French word meaning 'fountain' or 'spring,' used as a given name from the surname.
Fontaine flows directly from the Old French and Latin fontana, meaning a natural spring or fountain — a source of fresh, living water. The Romans prized their fountains as civic monuments and sacred sites, and the word carried connotations of renewal and abundance long before it became a personal name. In medieval France, places named Fontaine dotted the countryside, and surname bearers of that toponym eventually carried the word into the realm of given names.
The name's most celebrated bearer is Jean de La Fontaine (1621–1695), the French poet whose Fables reimagined Aesop for the court of Louis XIV with wit and philosophical depth that endures to this day.

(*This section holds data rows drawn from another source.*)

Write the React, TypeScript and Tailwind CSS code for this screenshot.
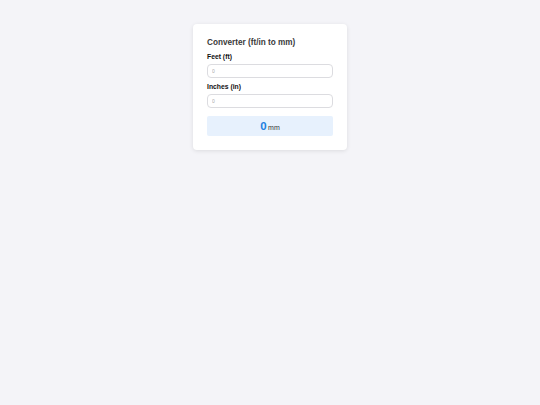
import React, { useState } from "react";

export default function App() {
  const [feet, setFeet] = useState("");
  const [inches, setInches] = useState("");
  const mm = Math.round(((parseFloat(feet) || 0) * 12 + (parseFloat(inches) || 0)) * 25.4 * 100) / 100;
  return (
    <div
      className="min-h-screen w-full bg-[#f4f4f8] flex justify-center pt-[24px]"
      style={{ fontFamily: '"Liberation Sans", Arial, sans-serif' }}
    >
      <div className="w-[154px] h-fit bg-white rounded-[4px] shadow-[0_1px_4px_rgba(0,0,0,0.1)] px-[14px] pt-[13px] pb-[14px]">
        <h1 className="text-[8.2px] leading-[12px] font-bold text-[#3a3a3a] mb-[3px]">Converter (ft/in to mm)</h1>
        <label className="block text-[6.8px] leading-[10px] font-bold text-[#111] mb-[2px]">Feet (ft)</label>
        <input
          value={feet}
          onChange={(e) => setFeet(e.target.value)}
          placeholder="0"
          className="block w-full h-[14px] border border-[#dcdce0] rounded-[4px] px-[4px] text-[5px] text-[#333] placeholder:text-[#aaa] outline-none mb-[4px]"
        />
        <label className="block text-[6.8px] leading-[10px] font-bold text-[#111] mb-[2px]">Inches (in)</label>
        <input
          value={inches}
          onChange={(e) => setInches(e.target.value)}
          placeholder="0"
          className="block w-full h-[14px] border border-[#dcdce0] rounded-[4px] px-[4px] text-[5px] text-[#333] placeholder:text-[#aaa] outline-none mb-[8px]"
        />
        <div className="h-[20px] bg-[#e7f1fd] rounded-[2px] flex items-baseline justify-center gap-[1.5px] pt-[3px]">
          <span className="text-[11.5px] leading-[14px] font-bold text-[#1e7fe0]">{mm}</span>
          <span className="text-[7px] leading-[10px] text-[#333]">mm</span>
        </div>
      </div>
    </div>
  );
}
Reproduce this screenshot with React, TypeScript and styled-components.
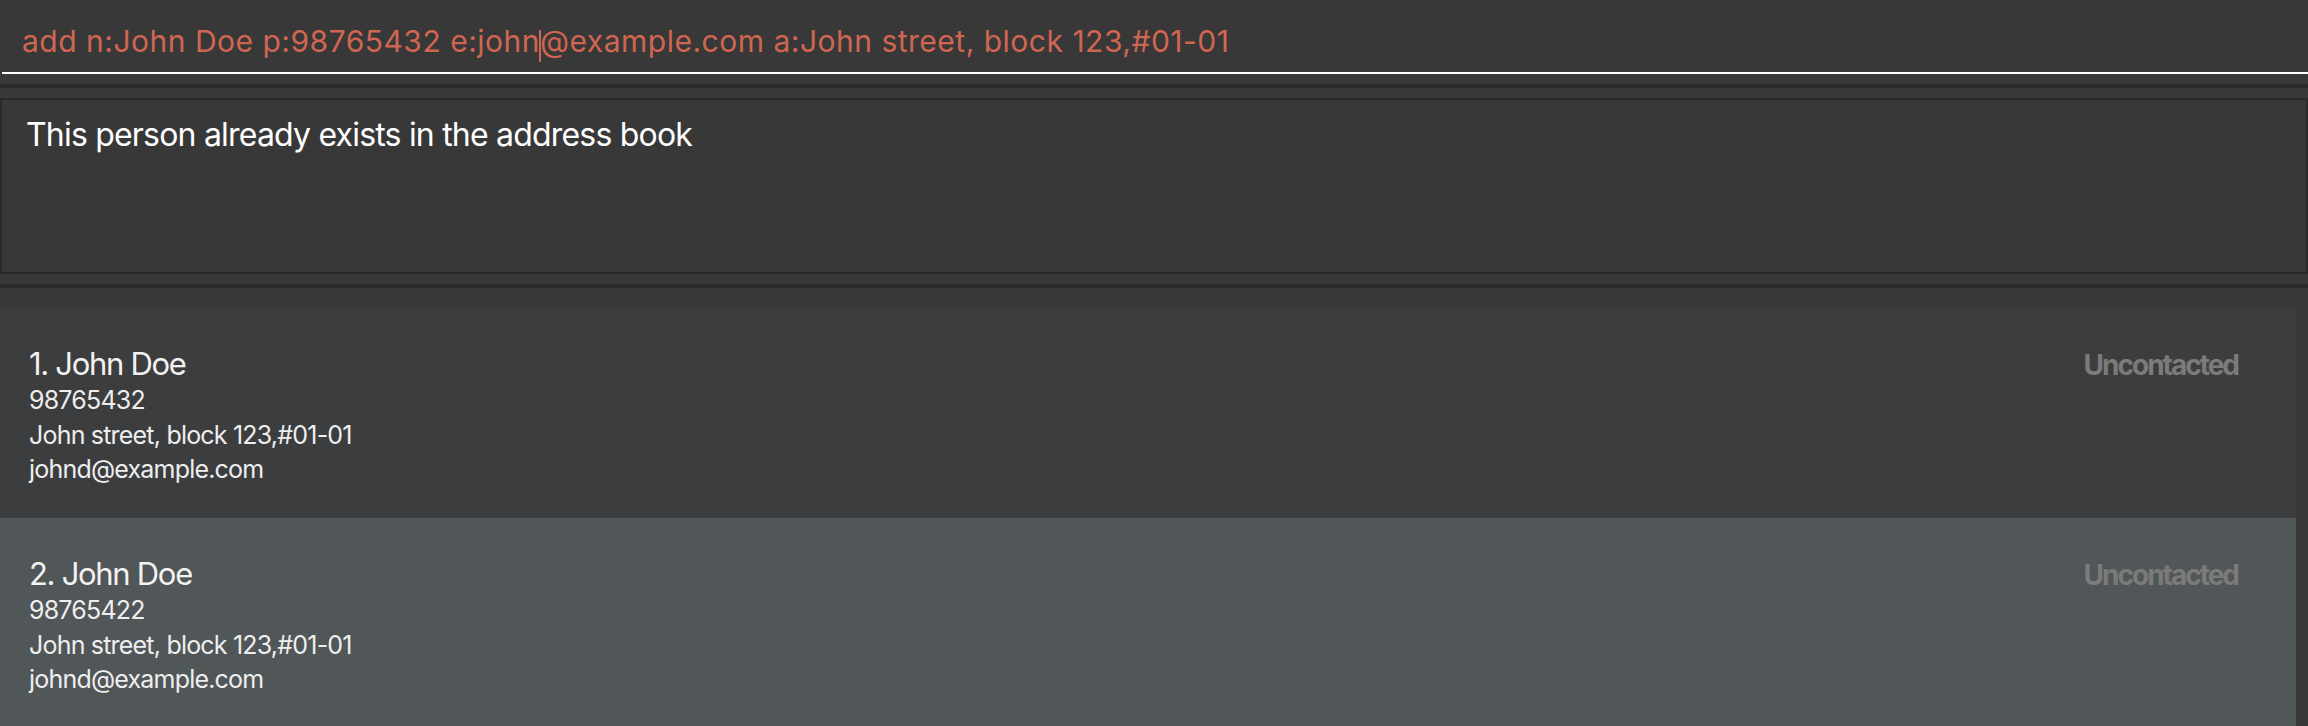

His work made the name synonymous with literary elegance in the French-speaking world. Across the Atlantic, Joan Fontaine — born Joan de Beauvoir de Havilland — brought the name a silver-screen glamour when she won the Academy Award for Suspicion in 1942, her cool, measured beauty perfectly suiting the mysterious syllables.
As a given name, Fontaine has always remained rare enough to feel distinctive rather than dated. It sits comfortably in the tradition of nature-derived names without being earthy or rustic — it is more classical, more architectural, conjuring carved stone and the sound of water in a sun-warmed courtyard. In contemporary naming culture, where parents seek names with lyrical flow and historical depth, Fontaine carries an understated romanticism that few names can match.